“So how come you haven’t written anything about nicks????”
That question was posed to me back in January of this year. I was treating a friend to lunch for her birthday. I answered her question extensively, perhaps too extensively. I will try to boil it all down to its essence here.
I told her that it was not because I actually believe in nicks. Nicks are just as much BS as any other pedigree theory. The problem is how to go about proving that nicks are just as much BS as any other pedigree theory.
Specifically, the problem is getting hold of the original data, the original nick ratings. If I could do that, I said, I would love to take one entire Keeneland September yearling sale, for example, divide the nags that sold into categories by their nick ratings (A, B, C, D, et al), and let the chips fall where they may.
The only problem was that I could not finger out how to get hold of those original ratings. Even if I wanted to pay the exorbitant price demanded for the current nick ratings of these nags, the current nick ratings are irrelevant. What is important is knowing the nick ratings AT THE TIME THESE NAGS WERE SOLD as weanlings, yearlings, or two-year-olds (my preferred mining grounds). That was the true test of reality for nick ratings, seeing if they had any predictive value whatsoever.
In the back of my mind I thought I had seen nick ratings published in some of the sales “cheat books” (buyers’ supplements) over the years. I talked to some people about it. None of the leads panned out.
Then early one Sunday afternoon I was merrily plugging along mining data (now into sales foals of 2008-2011). I saw an ad in the Bland-Horse for their cheat books. “EXCLUSIVE: Auction Edge now includes TrueNicks ratings!” this ad proudly proclaimed. This was the issue of January 2, 2010 (the auction review issue naturally).
EUREKA!!!!!!!!!!!!!!! Looks like they started including nick ratings in their cheat books for auctions of 2010. So I called up the Bland-Horse the next day. I fully expected them to say that they no longer had any cheat books to sell me from the 2010 Keeneland September yearling sale. And that’s exactly what they did say, explaining that all such books were recycled after each sale.

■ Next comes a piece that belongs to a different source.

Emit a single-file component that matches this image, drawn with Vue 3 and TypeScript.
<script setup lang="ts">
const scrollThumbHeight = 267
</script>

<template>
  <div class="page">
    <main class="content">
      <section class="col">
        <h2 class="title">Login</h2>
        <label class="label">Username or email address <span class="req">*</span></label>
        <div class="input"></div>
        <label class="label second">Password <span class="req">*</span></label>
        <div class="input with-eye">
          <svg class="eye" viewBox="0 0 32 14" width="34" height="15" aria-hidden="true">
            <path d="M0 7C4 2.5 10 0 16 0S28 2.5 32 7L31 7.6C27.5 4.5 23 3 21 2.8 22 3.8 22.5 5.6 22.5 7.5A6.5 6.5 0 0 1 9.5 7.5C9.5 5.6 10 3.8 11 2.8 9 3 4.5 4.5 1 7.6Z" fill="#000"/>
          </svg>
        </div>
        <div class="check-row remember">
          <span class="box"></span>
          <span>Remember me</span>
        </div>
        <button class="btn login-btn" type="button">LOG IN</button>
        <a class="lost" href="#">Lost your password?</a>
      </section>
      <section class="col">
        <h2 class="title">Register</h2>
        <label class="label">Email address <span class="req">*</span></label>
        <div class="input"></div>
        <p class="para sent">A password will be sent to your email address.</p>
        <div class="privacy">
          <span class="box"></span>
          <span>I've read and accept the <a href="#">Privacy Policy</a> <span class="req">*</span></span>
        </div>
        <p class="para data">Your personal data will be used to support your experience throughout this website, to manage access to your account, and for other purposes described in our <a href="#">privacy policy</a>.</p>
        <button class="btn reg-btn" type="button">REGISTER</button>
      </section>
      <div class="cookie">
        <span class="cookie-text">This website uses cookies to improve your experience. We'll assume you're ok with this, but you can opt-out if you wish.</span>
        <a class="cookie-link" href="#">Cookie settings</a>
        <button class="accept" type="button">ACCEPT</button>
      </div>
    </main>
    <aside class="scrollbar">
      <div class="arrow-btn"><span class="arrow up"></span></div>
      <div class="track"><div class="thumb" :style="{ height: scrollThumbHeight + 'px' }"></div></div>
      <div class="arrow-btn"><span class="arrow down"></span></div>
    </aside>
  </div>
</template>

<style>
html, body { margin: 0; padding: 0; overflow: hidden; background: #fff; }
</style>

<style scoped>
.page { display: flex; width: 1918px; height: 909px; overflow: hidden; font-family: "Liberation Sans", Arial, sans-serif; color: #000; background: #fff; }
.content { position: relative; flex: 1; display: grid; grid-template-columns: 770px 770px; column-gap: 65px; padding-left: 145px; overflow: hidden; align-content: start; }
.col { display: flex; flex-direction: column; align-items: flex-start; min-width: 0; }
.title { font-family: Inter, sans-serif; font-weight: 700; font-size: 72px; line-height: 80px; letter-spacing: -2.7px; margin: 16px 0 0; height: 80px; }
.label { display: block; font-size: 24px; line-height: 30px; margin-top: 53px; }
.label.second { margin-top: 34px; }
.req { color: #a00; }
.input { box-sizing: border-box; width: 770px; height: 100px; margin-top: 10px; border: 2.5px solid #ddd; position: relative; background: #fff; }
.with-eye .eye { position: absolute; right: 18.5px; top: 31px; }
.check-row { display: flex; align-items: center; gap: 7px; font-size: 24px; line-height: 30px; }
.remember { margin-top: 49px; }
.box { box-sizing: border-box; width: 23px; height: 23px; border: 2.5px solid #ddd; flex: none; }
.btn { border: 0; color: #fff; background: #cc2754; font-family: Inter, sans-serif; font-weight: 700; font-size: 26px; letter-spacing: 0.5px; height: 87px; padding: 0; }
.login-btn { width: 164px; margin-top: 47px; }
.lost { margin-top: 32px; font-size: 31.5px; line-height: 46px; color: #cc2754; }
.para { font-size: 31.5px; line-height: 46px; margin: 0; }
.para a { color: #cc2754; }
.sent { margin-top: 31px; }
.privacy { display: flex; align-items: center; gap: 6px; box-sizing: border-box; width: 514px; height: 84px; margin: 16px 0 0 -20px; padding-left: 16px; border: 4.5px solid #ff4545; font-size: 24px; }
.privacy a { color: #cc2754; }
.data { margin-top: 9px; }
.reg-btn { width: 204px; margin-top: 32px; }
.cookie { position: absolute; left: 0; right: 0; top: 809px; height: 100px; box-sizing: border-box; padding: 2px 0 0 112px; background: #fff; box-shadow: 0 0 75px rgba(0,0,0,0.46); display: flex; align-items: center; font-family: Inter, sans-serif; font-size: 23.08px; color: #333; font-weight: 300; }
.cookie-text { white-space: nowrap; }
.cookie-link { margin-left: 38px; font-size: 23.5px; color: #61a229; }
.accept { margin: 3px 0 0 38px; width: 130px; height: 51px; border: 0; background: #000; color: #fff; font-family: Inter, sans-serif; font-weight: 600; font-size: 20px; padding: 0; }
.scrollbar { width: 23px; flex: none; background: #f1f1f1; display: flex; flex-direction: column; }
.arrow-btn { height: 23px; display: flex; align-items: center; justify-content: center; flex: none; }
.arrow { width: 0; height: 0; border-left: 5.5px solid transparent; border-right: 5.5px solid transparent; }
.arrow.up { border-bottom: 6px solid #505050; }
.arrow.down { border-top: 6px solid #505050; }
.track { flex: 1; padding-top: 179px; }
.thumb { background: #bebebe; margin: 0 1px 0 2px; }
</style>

But they also mentioned that they could sell me a link to those old books. So for a measly $10 I procured a link to the cheat books with nick ratings for the 2010 Keeneland September yearling sale. HOT DAWG!!!!!! I was in business.

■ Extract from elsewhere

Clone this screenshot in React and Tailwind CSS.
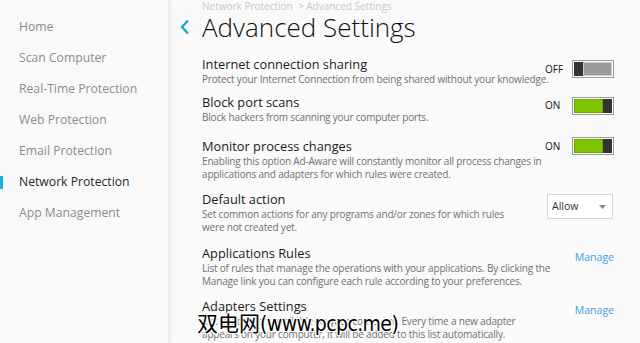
import React from "react";

const nav = [
  "Home",
  "Scan Computer",
  "Real-Time Protection",
  "Web Protection",
  "Email Protection",
  "Network Protection",
  "App Management",
];

function Toggle({ on }) {
  return (
    <div className="flex items-center gap-[7px]">
      <span className="w-[20px] text-[10px] text-[#111]">{on ? "ON" : "OFF"}</span>
      <div className="flex h-[18px] w-[42px] items-stretch border border-[#9a9a9a] bg-white p-[1px]">
        {on ? (
          <>
            <div className="flex-1 border border-[#6aa800] bg-[#7ec700]" />
            <div className="w-[9px] bg-[#333]" />
          </>
        ) : (
          <>
            <div className="w-[9px] bg-[#333]" />
            <div className="flex-1 border border-[#ccc] bg-[#9b9b9b]" />
          </>
        )}
      </div>
    </div>
  );
}

function Row({ title, desc, right, className, descW = "w-[350px]" }) {
  return (
    <div className={"flex items-start " + (className || "")}>
      <div className="min-w-0 flex-1">
        <div className="text-[12.8px] leading-[15px] text-[#1a1a1a]">{title}</div>
        <div className={"mt-[1px] text-[10px] leading-[12.5px] tracking-[-0.18px] text-[#707070] " + descW}>
          {desc}
        </div>
      </div>
      <div className="flex shrink-0 justify-end">{right}</div>
    </div>
  );
}

export default function App() {
  return (
    <div
      className="relative flex h-[343px] w-[640px] overflow-hidden bg-[#fafafa]"
      style={{ fontFamily: '"Open Sans", "Noto Sans", sans-serif' }}
    >
      <aside className="relative z-10 w-[168px] shrink-0 bg-[#f9f9f9] pt-[12px] shadow-[2px_0_4px_rgba(0,0,0,0.08)]">
        {nav.map((n) => (
          <div key={n} className="relative flex h-[31px] items-center pl-[19px]">
            {n === "Network Protection" && (
              <div className="absolute left-0 top-[9px] h-[13px] w-[3px] bg-[#19b1d4]" />
            )}
            <span
              className={
                "text-[12.2px] " + (n === "Network Protection" ? "text-[#2a2a2a]" : "text-[#8c8c8c]")
              }
            >
              {n}
            </span>
          </div>
        ))}
      </aside>
      <main className="min-w-0 flex-1 pl-[12px] pr-[26px]">
        <div className="pl-[22px] text-[10px] leading-[12px] text-[#c8c8c8]">
          Network Protection&nbsp;&nbsp;&gt; Advanced Settings
        </div>
        <div className="-mt-[1px] flex items-center">
          <svg width="22" height="18" viewBox="0 0 22 18">
            <path d="M8 2.5 L2 9 L8 15.5" fill="none" stroke="#1e9be6" strokeWidth="2.2" />
          </svg>
          <h1 className="text-[26px] font-light leading-[32px] text-[#111]">Advanced Settings</h1>
        </div>
        <div className="pl-[22px] pt-[14px]">
          <Row
            title="Internet connection sharing"
            desc="Protect your Internet Connection from being shared without your knowledge."
            right={<div className="mt-[3px]"><Toggle on={false} /></div>}
          />
          <Row
            className="mt-[9px]"
            title="Block port scans"
            desc="Block hackers from scanning your computer ports."
            right={<div className="mt-[2px]"><Toggle on /></div>}
          />
          <Row
            className="mt-[16px]"
            title="Monitor process changes"
            desc="Enabling this option Ad-Aware will constantly monitor all process changes in applications and adapters for which rules were created."
            right={<div className="-mt-[2px]"><Toggle on /></div>}
          />
          <Row
            className="mt-[12px]"
            title="Default action"
            descW="w-[318px]"
            desc="Set common actions for any programs and/or zones for which rules were not created yet."
            right={
              <div className="mt-[2px] mr-[1px] flex h-[25px] w-[66px] items-center justify-between border border-[#d6d6d6] bg-white pl-[4px] pr-[6px] text-[10.5px] text-[#333]">
                <span>Allow</span>
                <svg width="7" height="4" viewBox="0 0 7 4">
                  <path d="M0 0 L7 0 L3.5 4 Z" fill="#888" />
                </svg>
              </div>
            }
          />
          <Row
            className="mt-[13px]"
            title="Applications Rules"
            desc="List of rules that manage the operations with your applications. By clicking the Manage link you can configure each rule according to your preferences."
            right={<span className="mt-[4px] text-[10.5px] text-[#3d9fe3]">Manage</span>}
          />
          <Row
            className="mt-[12px]"
            title="Adapters Settings"
            desc="List of adapters available on your computer. Every time a new adapter appears on your computer, it will be added to this list automatically."
            right={<span className="mt-[4px] text-[10.5px] text-[#3d9fe3]">Manage</span>}
          />
        </div>
      </main>
      <div
        className="absolute left-[197px] top-[308px] flex items-baseline leading-[28px] text-black"
        style={{
          textShadow:
            "1px 0 #fff, -1px 0 #fff, 0 1px #fff, 0 -1px #fff, 1px 1px #fff, -1px -1px #fff, 1px -1px #fff, -1px 1px #fff",
        }}
      >
        <span className="text-[21px]" style={{ fontFamily: '"Noto Sans CJK SC", sans-serif' }}>
          双电网
        </span>
        <span
          className="text-[21px] tracking-[-0.6px]"
          style={{ fontFamily: '"DejaVu Sans Condensed", "Liberation Sans Narrow", "Noto Sans CJK SC", sans-serif' }}
        >
          (www.pcpc.me)
        </span>
      </div>
    </div>
  );
}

The 2014 Keeneland September yearling sale begins in less than a week, on Monday, September 8. So I have to say that the timing of this post is pretty good. Whether you are a buyer or a consignor, these nick ratings have some effect on the amount of money you pay (in the case of the former) or receive (in the case of the latter) for Keeneland September yearlings.
So without further ado, here are the price breakdowns by nick ratings for the 2010 Keeneland September yearling sale.
Nick Rating Sold Average Maverage Price Index
A 1,230 $78,281 218.67 1.12
B 628 $62,506 192.53 0.98
C 529 $58,054 183.08 0.94
D 539 $49,385 168.99 0.86
Not rated 133 $40,518 155.12 0.79
Totals 3,059 $64,811 195.63 1.00
For the sake of clarity, it should be pointed out that A ratings include A+ and A++, B ratings include B+ and B++, etc.
If you like your numbers to make sense, you should love the chart above. A is higher than B in all three categories, B is higher than C, C is higher than D, and D is higher than not rated.
The overall average for all 3,059 yearlings sold was $64,811. The overall maverage was 195.63. I am treating this is an independent population. So that overall maverage of 195.63 corresponds to a Price Index of 1.00.
Only the A group ($78,281) was higher than the overall average. Only the A group (218.67) was higher than the overall maverage. The other four groups were all below the overall average and maverage.
If you need a translation for this, it means that if you were the consignor of a yearling with a A nick rating, you love this stuff. If you were the consignor of a yearling with a nick rating below A, you hate this stuff. If your yearling had a nick rating below A, you were probably penalized in terms of price received.
These results are probably not at all surprising to anyone. As long as the racetrack results followed the same pattern, everything is hunky-dory. If the racetrack results deviated from this pattern, that is a whole different can of worms. If, for example, A is NOT the best of the five groups in terms of racetrack results, that is an ENTIRELY different can of worms.